As sugestões levantadas pela executiva do CMTT colocam em xeque a afirmação de que a duplicação de cadeiras do conselheiro serviria para atender à necessidade de ampliação de cadeiras, e não como ferramenta “simplificadora” e superficial da paridade de gênero.

A duplicação das cadeiras foi citada por representantes da sociedade civil como possibilidade para aumentar a participação de grandes regiões da cidade com as Zonas Lestes e Sul, que se sentem sub-representadas com apenas uma cadeira no Conselho. Com isso, esses representantes propuseram uma terceira opção para a reestruturação do CMTT, para que fosse estudada pela Executiva: a criação de mais algumas cadeiras regionais, acompanhada por mais cadeiras em cada segmento do conselho. Dessa forma, a ampliação do espaço de participação estaria garantida e o princípio da paridade de gêneros seria atingido, sem os efeitos negativos da duplicação já apresentados nesta nota.

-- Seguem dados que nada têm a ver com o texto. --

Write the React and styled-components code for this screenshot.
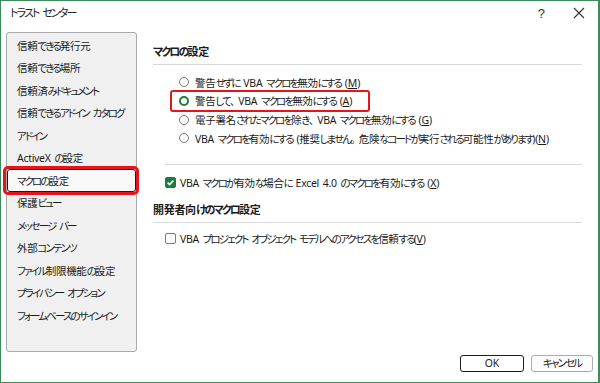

Quando já passava de meio-dia, ou seja, uma hora além do previsto para o encerramento, decidiu-se votar qual das duas propostas seria acolhida. A votação, no entanto, não estava prevista na pauta enviada com o convite ou na ordem do dia da reunião, que indicava tão somente apresentação das propostas, debates dos conselheiros e encaminhamentos. Além disso, o plenário já estava esvaziado devido ao horário avançado e, entre sua maioria, estavam os representantes dos operadores – a essa hora já convencidos de que a segunda proposta seria a “mais democrática” e, principalmente, mais fácil para eles. Vale ressaltar que o conselho contava naquele momento com menos de e 50% de seus membros, e menos de quatro mulheres participaram da “deliberação”.